Negative carbon intensity of renewable energy technologies involving biomass or carbon dioxide as inputs

Conventional fossil fuel-based energy technologies can achieve efficiency in energy conversion but they are usually completely inefficient in carbon conversion because they generate significant CO₂ emissions to the atmosphere per unit energy converted. In contrast, some renewable energy technologies characterized by negative carbon intensity can simultaneously achieve efficiency in the conversion of energy and in the conversion of carbon. These carbon negative renewable energy technologies can generate useful energy and remove CO₂ from the atmosphere, either by direct capture and recycling of atmospheric CO₂ or indirectly, by involving biofuels. Interestingly, the deployment of carbon negative renewable energy technologies can offset carbon emissions from conventional fossil fuel-based energy technologies and thus reduce the overall carbon intensity of energy systems.The current review analyzes two groups of renewable energy technologies involving biomass or CO₂ as inputs.

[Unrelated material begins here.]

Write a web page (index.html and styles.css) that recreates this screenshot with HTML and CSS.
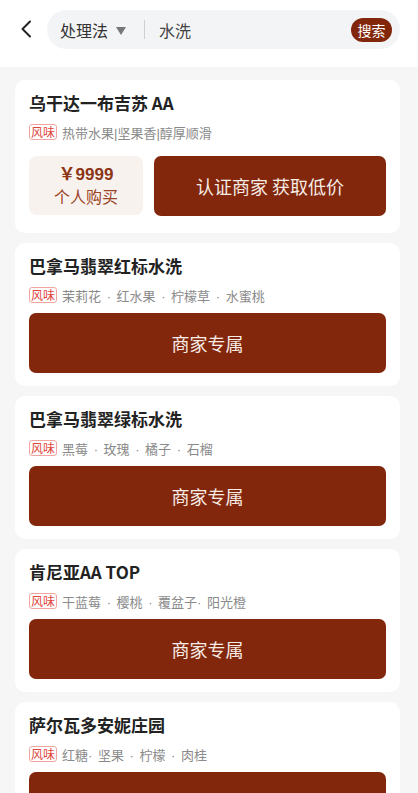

The discussions focus on useful techniques which enable to achieve negative carbon intensity of energy while being technologically promising in near-term as well as cost-effective. These analyzes include advanced carbon sequestration concepts such as soil carbon sequestration and CO₂ recycling to useful C-rich products such as fuels and fertilizers. The 'drop-in' of renewable energy is achieved by allowing bioenergy and renewable energies in the form of renewable electricity, renewable thermal energy, solar energy, renewable hydrogen, etc. The carbon negative renewable energy technologies are analyzed and perspectives and constraints of each technology are expounded.